Educators may not always be helpful. They may believe the bullies' story over the autistic child's account, or recognize that bullying happens but refuse to act upon it. This can be a struggle for the parent, who is left searching for a way to protect the child, and the child, who may not learn to trust adults (because adults don't help them when they're hurting).
Disability-related slurs such as 'sp*z' or 'ret**d' may be used against them, especially if they are compulsive or have a speech impediment.
Some autistic children never experience bullying. Other students may appreciate their kind and earnest natures, leading them to be generally well-liked. Many autistic children are by nature sweet and eager to be helpful.
Effects of Bullying
Sometimes autistic teenagers self-isolate due to bullying, cutting off social ties and retreating into their own thoughts or exclusively online communities. While some autistic people can feel perfectly happy without friends, others may feel lonely or even depressed. Autistic teenagers may greatly benefit from friendships with other autistic teens or adults.
Autistic people have a keen sense of justice and may rebel against social hierarchies. Because of this, they may befriend 'punks' or 'goths' or other socially maligned characters. Autistic people are less likely to follow punk or goth stereotypes because they tend not to place great importance upon subcultures.
Autistic children may dress differently from their peers. They may wear comfortable clothes, clothes typically worn by younger children, or clothes that look overly formal. Autistic children may not know or care that they look different. Parents may wish to casually inform them that it's unusual, and leave the choice up to them.
Disabled students have the right to academic accommodations to suit their particular needs. Here are some examples.
- Instructions written clearly on the chalkboard or a piece of paper (e.g. activities, homework assignments and their due dates)
- A note-taker for upper-level classes
- An extra textbook (one to keep at home for the year, and one to keep at school, so there is never an issue of leaving it behind)
- The ability to count emails or blog discussion posts as classroom participation
- Giving time for students to think after asking a question, or allowing students to write and brainstorm before answering
- Visual schedules
- Classroom aides
- Extra time on tests, or the ability to take tests in a separate room without distractions
- Sitting in the front row
- The ability to move around the room
- An exercise ball to sit on, so the student can satisfy the need to move
- Allowing the use of stim toys such as tangles and koosh balls, to be played with as needed. Stimming can be highly beneficial to concentration in autistics.
Parents: Helping Struggling Children
- Autistic children may benefit from an organized homework planner, where they can write down class assignments and the materials they need to bring.
- Tutors can help tailor learning to the child's individual needs.
- Discuss potential accommodations with your child. This will help your child feel ownership of his/her education. Furthermore, (s)he may point out needs that no one else noticed.

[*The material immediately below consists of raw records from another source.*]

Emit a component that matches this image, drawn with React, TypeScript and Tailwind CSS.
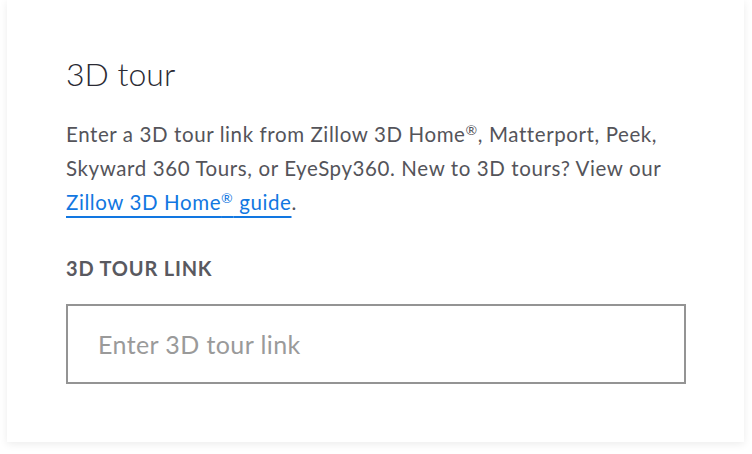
import React from 'react';

const font = { fontFamily: 'Lato, "Liberation Sans", sans-serif' };

export default function App() {
  return (
    <div className="min-h-[454px] w-[752px] bg-white" style={font}>
      <div className="ml-[7px] w-[737px] bg-white px-[59px] pt-[54px] pb-[58px] shadow-[0_2px_8px_rgba(0,0,0,0.08)]">
        <h1 className="text-[32px] font-light leading-[40px] text-[#2a2a33]">3D tour</h1>

        <p className="mt-[23px] text-[20.5px] leading-[34px] tracking-[0.6px] text-[#54545a]">
          Enter a 3D tour link from Zillow 3D Home<sup className="text-[14px]">®</sup>, Matterport, Peek,
          <br />
          Skyward 360 Tours, or EyeSpy360. New to 3D tours? View our
          <br />
          <a
            href="#"
            className="text-[#1277e1] underline decoration-2 underline-offset-[6px]"
          >
            Zillow 3D Home<sup className="text-[14px]">®</sup> guide
          </a>
          .
        </p>

        <label className="mt-[37px] block text-[20px] font-bold leading-[24px] tracking-[0.8px] text-[#595960]">
          3D TOUR LINK
        </label>

        <input
          type="text"
          placeholder="Enter 3D tour link"
          className="mt-[24px] block h-[80px] w-[620px] border-2 border-[#949494] bg-white px-[30px] text-[25px] tracking-[0.4px] text-[#2a2a33] outline-none placeholder:text-[#9a9a9a]"
        />
      </div>
    </div>
  );
}
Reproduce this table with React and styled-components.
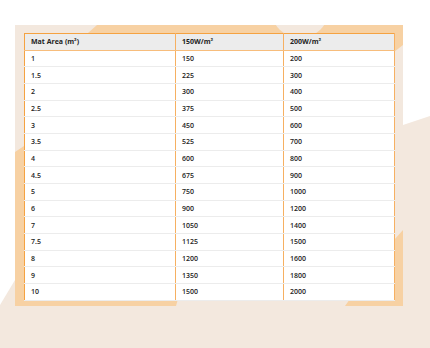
import React from "react"
import styled, { createGlobalStyle } from "styled-components"

const rows = [
  ["1", "150", "200"],
  ["1.5", "225", "300"],
  ["2", "300", "400"],
  ["2.5", "375", "500"],
  ["3", "450", "600"],
  ["3.5", "525", "700"],
  ["4", "600", "800"],
  ["4.5", "675", "900"],
  ["5", "750", "1000"],
  ["6", "900", "1200"],
  ["7", "1050", "1400"],
  ["7.5", "1125", "1500"],
  ["8", "1200", "1600"],
  ["9", "1350", "1800"],
  ["10", "1500", "2000"],
]

const GlobalStyle = createGlobalStyle`
  html, body {
    margin: 0;
    padding: 0;
    background: #fff;
  }
`

// background shapes behind the table
const Decor = () => (
  <DecorSvg viewBox="0 0 430 348" width="430" height="348">
    <defs>
      <clipPath id="frame">
        <rect x="15" y="25" width="388" height="281" />
      </clipPath>
    </defs>
    <g fill="#f3e8de">
      <rect x="15" y="25" width="388" height="281" />
      <rect x="0" y="306" width="430" height="42" />
      <polygon points="403,125 430,116 430,348 403,348" />
      <polygon points="15,280 0,305 0,348 15,348" />
    </g>
    <g fill="#f7d1a3" clipPath="url(#frame)">
      <polygon points="97,25 403,25 403,33 88,33" />
      <polygon points="394,25 403,25 403,45 394,52" />
      <polygon points="403,230 403,306 394,306 394,240" />
      <polygon points="15,152 24,146 24,299 178,299 176,306 15,306" />
      <polygon points="350,299 394,299 394,306 345,306" />
      <circle cx="300" cy="9" r="29" fill="#f3e8de" />
    </g>
  </DecorSvg>
)

const App = () => {
  return (
    <Page>
      <GlobalStyle />
      <Decor />
      <Table>
        <colgroup>
          <col style={{ width: 151 }} />
          <col style={{ width: 108 }} />
          <col style={{ width: 111 }} />
        </colgroup>
        <thead>
          <tr>
            <Th>Mat Area (m²)</Th>
            <Th>150W/m²</Th>
            <Th>200W/m²</Th>
          </tr>
        </thead>
        <tbody>
          {rows.map((row, i) => (
            <tr key={i}>
              {row.map((cell, j) => (
                <Td key={j}>{cell}</Td>
              ))}
            </tr>
          ))}
        </tbody>
      </Table>
    </Page>
  )
}

export default App

const Page = styled.div`
  position: relative;
  width: 430px;
  height: 348px;
  overflow: hidden;
  background: #fff;
  padding: 33px 0 0 24px;
  box-sizing: border-box;
`

const DecorSvg = styled.svg`
  position: absolute;
  top: 0;
  left: 0;
  z-index: 0;
`

const Table = styled.table`
  position: relative;
  z-index: 1;
  width: 370px;
  table-layout: fixed;
  border-collapse: collapse;
  background: #fff;
  border: 1.5px solid #f5a241;
  font-family: "Open Sans", "Liberation Sans", sans-serif;
  font-size: 7px;
  font-weight: 600;
  color: #222;
`

const Cell = `
  height: 16.67px;
  padding: 0 0 0 6px;
  box-sizing: border-box;
  text-align: left;
  vertical-align: middle;
  border-bottom: 1px solid #ececec;
  border-right: 1px solid #f6b062;
  line-height: 1;
  white-space: nowrap;
`

const Th = styled.th`
  ${Cell}
  background: #ececec;
  border-bottom: 1.5px solid #f7bd7c;
`

const Td = styled.td`
  ${Cell}
`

- Read tips from autistic bloggers. Many autistic people like to share school survival strategies that they discovered along the way.
- If your autistic children reports being bullied, believe it.
- Explain to your child that (s)he should tell a teacher if (s)he is bullied, and that if the teacher doesn't take it seriously, to tell you about it. Explain that you will believe your child and help stop bullies.
- Make it clear to your child that you are proud of them no matter what.
Helping Children with Bullies
Talk to your child early on about bullies, especially (but not only) if your child is experiencing or witnessing bullying. Your child needs to understand what is going on, and know how to respond to a situation. Here are things an autistic child may want to know:
- How to deflect a bully
- How to tell a teacher (and what to do if the teacher doesn't listen or care)
- How to step in if someone else is being bullied
Make it clear to them that bullying is the fault of the bully, not the victim. Teach them the script "I'm okay, you're mean." They can say it to the bullies, and use it to remind themselves that the bully is wrong.
Don't ever be your child's first bully. Treat them with respect, listen to them even when you don't like what they're saying, and trust your instincts if an adult is doing something to them that makes you uncomfortable. When your child is around, avoid bemoaning how hard it is to be an "autism parent" or how much you hate autism. Because autism is a part of their brain, they'll blame themselves.